The Internet of Things (IoT) is the next revolution in interconnected computing. IoT takes the Internet well beyond its traditional setup that involved bringing together servers, desktop computers, laptops and more recently, smartphones.
Many everyday objects are now connected to the worldwide web. These include refrigerators, air conditioning, televisions, home security systems, motor vehicles, smartwatches and printers. For ecommerce, this means that before purchasing, customers are giving ever greater consideration to the intelligence of a product and how it interfaces with their existing gadgets.
In the early days of ecommerce, the only means customers had to get in touch with the seller was through a contact form, email or phone. These were later joined by live chat services. One of the main challenges of these avenues of communication especially for budding startups is cost. You need to hire people to ensure customers are responded to in time.
Chatbots are changing all this. Some enquiries are fairly common so it makes sense to program a bot with the answers thereof. Chatbots have become so intelligent and personalized that many website visitors are often unaware that they are communicating with a bot and not a real person. Websites can now offer 24-7 support without bloating their staff count.

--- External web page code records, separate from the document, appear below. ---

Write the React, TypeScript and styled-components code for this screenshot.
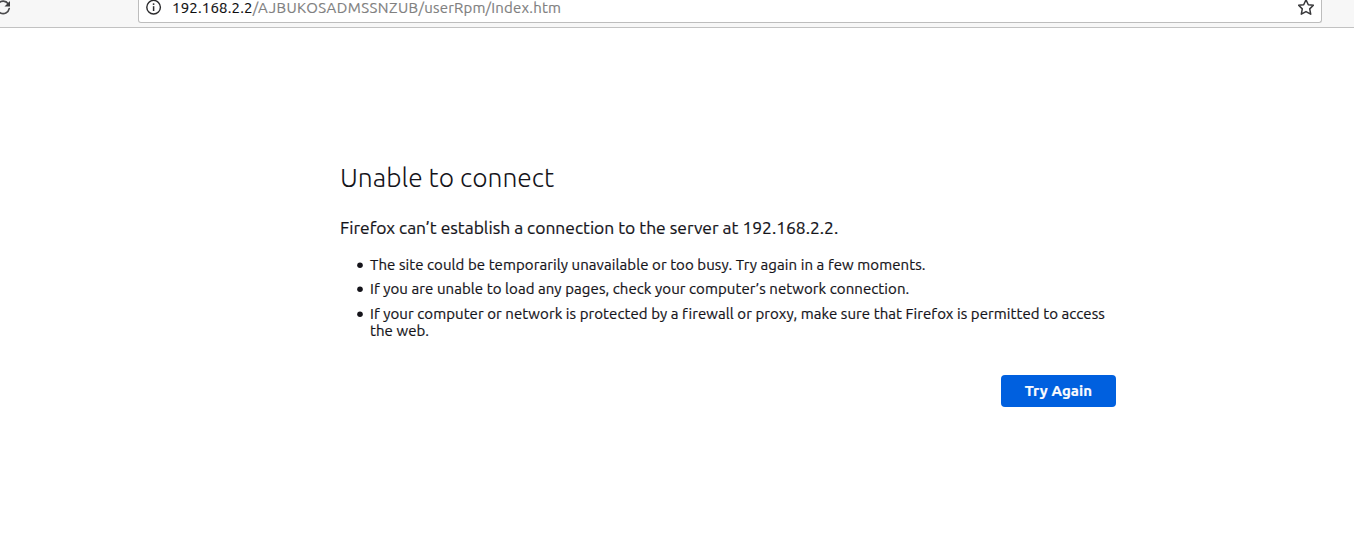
import React from 'react';
import styled, { createGlobalStyle } from 'styled-components';

const GlobalStyle = createGlobalStyle`
  * { box-sizing: border-box; }
  body {
    margin: 0;
    background: #fff;
    color: #15141a;
    font-family: Ubuntu, "Noto Sans", "Open Sans", sans-serif;
    overflow: hidden;
  }
`;

const Page = styled.div`
  height: 538px;
  display: flex;
  flex-direction: column;
  overflow: hidden;
`;

const Toolbar = styled.header`
  flex: none;
  height: 28px;
  display: flex;
  align-items: flex-start;
  background: #f7f7f7;
  border-bottom: 1px solid #c2c2c2;
`;

const ReloadIcon = styled.svg`
  flex: none;
  width: 16px;
  height: 16px;
  margin-left: -5px;
`;

const AddressBar = styled.div`
  width: 1184px;
  height: 23px;
  margin-left: 127px;
  padding: 0 7px;
  display: flex;
  align-items: flex-start;
  background: #fff;
  border: 1px solid #bdbdbd;
  border-top: 0;
  border-radius: 0 0 3px 3px;
`;

const BarIcon = styled.svg`
  flex: none;
  width: 16px;
  height: 16px;
`;

const Address = styled.div`
  flex: 1;
  margin-left: 10px;
  font-size: 15px;
  line-height: 16px;
  letter-spacing: 0.18px;
  white-space: nowrap;
  color: #808080;
  -webkit-text-stroke: 0.15px;
`;

const Host = styled.span`
  color: #0c0c0d;
`;

const Session = styled.span`
  letter-spacing: 0.43px;
`;

const Main = styled.main`
  width: 776px;
  margin: 131px 0 0 340px;
  display: flex;
  flex-direction: column;
`;

const Title = styled.h1`
  margin: 0;
  font-size: 26.4px;
  line-height: 36px;
  font-weight: 300;
  white-space: nowrap;
`;

const Lead = styled.p`
  margin: 21px 0 0;
  font-size: 17.44px;
  line-height: 24px;
  white-space: nowrap;
  -webkit-text-stroke: 0.2px;
`;

const Hints = styled.ul`
  margin: 16px 0 0;
  padding: 0 0 0 30px;
  list-style: none;
`;

const Hint = styled.li`
  position: relative;
  margin-bottom: 8px;
  font-size: 15px;
  line-height: 17px;
  white-space: nowrap;
  letter-spacing: 0.078px;
  -webkit-text-stroke: 0.2px;

  &:first-child {
    margin-bottom: 7px;
  }

  &::before {
    content: '';
    position: absolute;
    left: -13px;
    top: 6px;
    width: 6px;
    height: 6px;
    border-radius: 50%;
    background: #15141a;
    transform: translateY(0.3px) scale(0.93);
  }
`;

const RetryButton = styled.button`
  align-self: flex-end;
  width: 115px;
  height: 32px;
  margin-top: 27.5px;
  padding: 0;
  border: 0;
  border-radius: 4px;
  background: #0060df;
  color: #fbfbfe;
  font: 600 15px/32px Ubuntu, "Noto Sans", "Open Sans", sans-serif;
  letter-spacing: 0.1px;
  -webkit-text-stroke: 0.2px;
`;

export default function App() {
  return (
    <Page>
      <GlobalStyle />
      <Toolbar>
        <ReloadIcon viewBox="0 0 16 16" fill="none">
          <path d="M13.2 3.8A6.2 6.2 0 1 0 14.2 8.6" stroke="#4a4a4c" strokeWidth="1.7" strokeLinecap="round" />
          <path d="M15 1v5.5H9.5z" fill="#3c3c3e" />
        </ReloadIcon>
        <AddressBar>
          <BarIcon viewBox="0 0 16 16" fill="none">
            <circle cx="7.6" cy="7.2" r="6.8" stroke="#2c2c2e" strokeWidth="1.4" />
            <path d="M7.6 6.2v4.8" stroke="#2c2c2e" strokeWidth="1.5" />
            <circle cx="7.6" cy="4.1" r="0.95" fill="#2c2c2e" />
          </BarIcon>
          <Address>
            <Host>192.168.2.2</Host>
            <Session>/AJBUKOSADMSSNZUB</Session>/userRpm/Index.htm
          </Address>
          <BarIcon viewBox="0 0 16 16" fill="none">
            <path
              d="M8 -.2l2.3 4.9 5.1.6-3.7 3.6 1 5.3L8 11.6l-4.7 2.6 1-5.3L.6 5.3l5.1-.6z"
              stroke="#38383a"
              strokeWidth="1.5"
              strokeLinejoin="round"
            />
          </BarIcon>
        </AddressBar>
      </Toolbar>
      <Main>
        <Title>Unable to connect</Title>
        <Lead>Firefox can’t establish a connection to the server at 192.168.2.2.</Lead>
        <Hints>
          <Hint>The site could be temporarily unavailable or too busy. Try again in a few moments.</Hint>
          <Hint>If you are unable to load any pages, check your computer’s network connection.</Hint>
          <Hint>
            If your computer or network is protected by a firewall or proxy, make sure that Firefox is permitted to access
            <br />
            the web.
          </Hint>
        </Hints>
        <RetryButton>Try Again</RetryButton>
      </Main>
    </Page>
  );
}
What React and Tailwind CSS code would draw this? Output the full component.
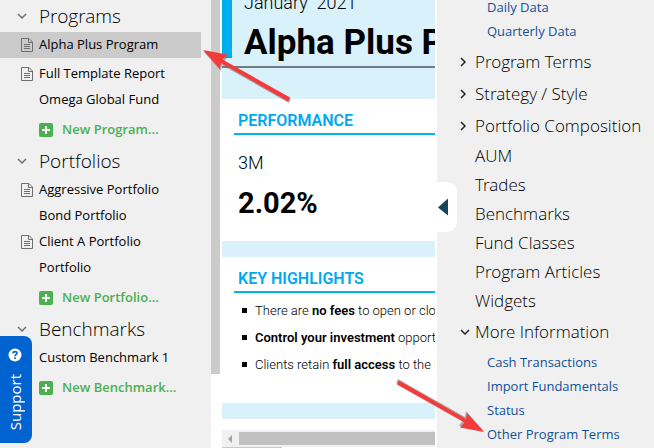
import React from 'react';

const GROUPS = [
  {
    title: 'Programs',
    add: 'New Program...',
    items: [
      { label: 'Alpha Plus Program', report: true, active: true },
      { label: 'Full Template Report', report: true },
      { label: 'Omega Global Fund' },
    ],
  },
  {
    title: 'Portfolios',
    add: 'New Portfolio...',
    items: [
      { label: 'Aggressive Portfolio', report: true },
      { label: 'Bond Portfolio' },
      { label: 'Client A Portfolio', report: true },
      { label: 'Portfolio' },
    ],
  },
  {
    title: 'Benchmarks',
    add: 'New Benchmark...',
    items: [{ label: 'Custom Benchmark 1' }],
  },
];

const DATA_LINKS = ['Daily Data', 'Quarterly Data'];
const SECTIONS = ['Program Terms', 'Strategy / Style', 'Portfolio Composition'];
const PAGES = ['AUM', 'Trades', 'Benchmarks', 'Fund Classes', 'Program Articles', 'Widgets'];
const MORE_LINKS = ['Cash Transactions', 'Import Fundamentals', 'Status', 'Other Program Terms'];

function Chevron({ className }) {
  return (
    <svg viewBox="0 0 10 10" className={className} fill="none" stroke="currentColor" strokeWidth="1.5">
      <path d="M1 3l4 4 4-4" />
    </svg>
  );
}

function FileIcon() {
  return (
    <svg viewBox="0 0 12 14" className="w-3 h-3.5" fill="none" stroke="#6e6e6e">
      <path d="M.5 .5h7.5l3.5 3.5v9.5h-11z" />
      <path d="M7.5 .5v4h4" />
      <path d="M3 6.5h6M3 8.5h6M3 10.5h6" />
    </svg>
  );
}

function PlusIcon() {
  return (
    <svg viewBox="0 0 14 14" className="w-3.5 h-3.5">
      <rect width="14" height="14" rx="2" fill="#4caf50" />
      <path d="M7 3v8M3 7h8" stroke="#fff" strokeWidth="2" />
    </svg>
  );
}

function Arrow({ className }) {
  return (
    <svg viewBox="0 0 90 54" className={className} aria-hidden="true">
      <path d="M2 3l24 4-4 6 67 37-2 4-67-38-1 6z" fill="#777" opacity=".6" />
      <path d="M1 1l24 4.500-4.500 5 67.500 38-2 4-67-38.500-1 6z" fill="#f43b3b" />
    </svg>
  );
}

function NavGroup({ title, items, add }) {
  return (
    <section>
      <button className="flex h-8 w-full items-center pl-[17px] gap-3 text-[19px] font-light font-['Open_Sans_Light','Open_Sans',sans-serif]">
        <Chevron className="w-2.5 h-2.5 text-[#6e6e6e]" />
        {title}
      </button>
      <ul className="text-[13px]">
        {items.map((item) => (
          <li key={item.label} className={item.active ? 'mb-[3px] mr-2.5 bg-[#cbcbcb]' : 'mr-2.5'}>
            <a href="#" className="flex h-[26px] items-center pl-[21px] gap-1.5">
              <span className="w-3">{item.report && <FileIcon />}</span>
              {item.label}
            </a>
          </li>
        ))}
      </ul>
      <button className="flex h-8 items-center pl-[39px] pt-0.5 gap-[9px] text-[13px] font-semibold text-[#4caf50]">
        <PlusIcon />
        {add}
      </button>
    </section>
  );
}

function LinkList({ links }) {
  return (
    <ul className="pl-[50px] text-[13px] text-[#10509a]">
      {links.map((link) => (
        <li key={link} className="h-6 leading-6">
          <a href="#">{link}</a>
        </li>
      ))}
    </ul>
  );
}

function Highlight({ children }) {
  return (
    <li className="flex items-center gap-2">
      <span className="w-[5px] h-[5px] shrink-0 bg-black" />
      <p>{children}</p>
    </li>
  );
}

function Report() {
  return (
    <main className="flex flex-1 min-w-0 flex-col overflow-hidden whitespace-nowrap bg-white mr-0.5 font-['Roboto',sans-serif]">
      <header className="h-[99px] bg-[#d9f1fb]">
        <div className="flex h-[58px] flex-col border-l-10 border-[#00aeef] pl-3">
          <p className="-mt-[9px] h-6 shrink-0 text-lg leading-6 font-light whitespace-pre">January  2021</p>
          <h1 className="h-14 shrink-0 text-[35px] leading-14 font-bold">Alpha Plus Program</h1>
        </div>
        <div className="mt-2 border-t-2 border-[#6d7d83]" />
      </header>

      <section className="h-[142px] pl-3 pt-2.5">
        <h2 className="h-[26px] border-b-2 border-[#00b4ec] pl-1 text-base leading-6 font-semibold text-[#00a9ee]">PERFORMANCE</h2>
        <p className="mt-4 pl-1 text-lg leading-6 font-light">3M</p>
        <p className="mt-2 pl-1 text-[29px] leading-10 font-bold">2.02%</p>
      </section>
      <div className="h-4 bg-[#d9f1fb]" />

      <section className="h-[146px] pl-3 pt-2.5">
        <h2 className="h-[26px] border-b-2 border-[#00b4ec] pl-1 text-base leading-6 font-semibold text-[#00a9ee]">KEY HIGHLIGHTS</h2>
        <ul className="mt-1 pl-2 text-[13px] leading-[27px] font-light">
          <Highlight>There are <b className="font-semibold">no fees</b> to open or close</Highlight>
          <Highlight><b className="font-semibold">Control your investment</b> opportunity</Highlight>
          <Highlight>Clients retain <b className="font-semibold">full access</b> to the investment</Highlight>
        </ul>
      </section>
      <div className="h-4 bg-[#d9f1fb]" />

      <div className="mt-[11px] flex h-[17px] items-center gap-[7px] bg-[#f1f1f1] pl-1.5">
        <svg viewBox="0 0 4 8" className="w-1 h-2" fill="#a3a3a3">
          <path d="M4 0v8L0 4z" />
        </svg>
        <div className="h-[13px] flex-1 bg-[#c1c1c1]" />
      </div>
      <div className="h-px w-[60px] bg-[#c9c9c9]" />
    </main>
  );
}

export default function App() {
  return (
    <div className="relative flex min-h-screen overflow-hidden bg-white text-black font-['Open_Sans',sans-serif]">
      <nav className="relative w-[211px] shrink-0 bg-[#f0f0f0]">
        {GROUPS.map((group) => (
          <NavGroup key={group.title} {...group} />
        ))}
        <Arrow className="absolute left-[202px] top-[49px] z-10 w-[90px] h-[54px]" />
      </nav>
      <div className="w-[11px] shrink-0">
        <div className="h-[374px] w-[9px] bg-[#cbcbcb]" />
      </div>

      <Report />

      <aside className="relative w-[217px] shrink-0 bg-[#f0f0f0]">
        <div className="-mt-[5px] mb-[3px]">
          <LinkList links={DATA_LINKS} />
        </div>
        <ul className="text-[17px] font-light font-['Open_Sans_Light','Open_Sans',sans-serif]">
          {SECTIONS.map((label) => (
            <li key={label}>
              <button className="flex h-8 items-center pl-[21px] gap-[7px]">
                <Chevron className="w-2.5 h-2.5 -rotate-90 text-[#222]" />
                {label}
              </button>
            </li>
          ))}
          {PAGES.map((label) => (
            <li key={label} className="h-[29px] pl-[38px] leading-7">
              <a href="#">{label}</a>
            </li>
          ))}
          <li>
            <button className="flex h-8 items-center pl-[23px] gap-[5px]">
              <Chevron className="w-2.5 h-2.5 text-[#222]" />
              More Information
            </button>
          </li>
        </ul>
        <div className="mt-0.5">
          <LinkList links={MORE_LINKS} />
        </div>
        <button aria-label="Collapse panel" className="absolute left-0 top-[182px] h-[50px] w-5 rounded-r-[10px] bg-white pl-px">
          <svg viewBox="0 0 10 18" className="w-2.5 h-[18px]" fill="#17455c">
            <path d="M10 .5v17L0 9.500z" />
          </svg>
        </button>
        <Arrow className="absolute -left-[42px] top-[379px] z-10 w-[90px] h-[54px] rotate-180" />
      </aside>

      <button className="absolute left-0 top-[336px] flex h-[107px] w-8 flex-col items-center gap-3 rounded-r-lg bg-[#0063cf] pt-3 pr-0.5 text-[15px] font-medium text-white">
        <svg viewBox="0 0 14 14" className="w-3.5 h-3.5" fill="none">
          <circle cx="7" cy="7" r="6.500" fill="#fff" />
          <path d="M5 5.500c0-2.500 4-2.500 4-.2C9 6.700 7 6.700 7 8.200M7 9.300v1.700" stroke="#0063cf" strokeWidth="1.600" />
        </svg>
        <span className="leading-6 [writing-mode:vertical-rl] rotate-180">Support</span>
      </button>
    </div>
  );
}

Customer Relationship Management
One of AI’s greatest strengths is its ability to analyze large volumes of data. In the past, the practice of customer relationship management entailed collecting huge amounts of data that a designated employee would sift through when they eventually had the time. Identifying trends, drawing conclusions and making predictions was a tedious process that relied on spreadsheet formulas and macros.
AI tools are far more effective at consuming customer data, churning reports on past behavior and predicting future action including what a customer is likely to buy next. The data includes visitor activity logs (which could be aggregated by tools like Papertrail), highest selling products, peak days and times, products attracting the highest number of complaints etc. AI can give precision to digital marketing efforts.
AI’s predictive power is making an impact on the practice of inventory management. Any ecommerce entity that is in the business of selling tangible goods knows how much of a headache inventory management can be. Maintaining the right balance can mean the difference between running a sustainable business and getting bogged down by cash flow problems or stock shortages.
Inventory management isn’t too difficult for small enterprises. It however takes on profound complexity for larger businesses. Planning is often based on hindsight. With AI, managing inventory is more dynamic and predictive. Businesses can use machine learning to anticipate future demands and align their inventory accordingly.
Nearly all of us have at some point come across an image that fascinated us but whose origin was unclear. Perhaps it’s something we are interested in buying but without more details about where the image is from, we may not know where to find it. Reverse image search is making this a thing of the past.
Made popular by Google’s reverse image search, such AI tools have made finding the original source of an image easier by reading, classifying and interpreting images. As opposed to going on a blind quest to find the item, reverse search will redirect customers to the exact ecommerce site where the image was sourced from.
Overall, AI is redefining e-commerce by transforming how businesses cater to the interests and needs of consumers.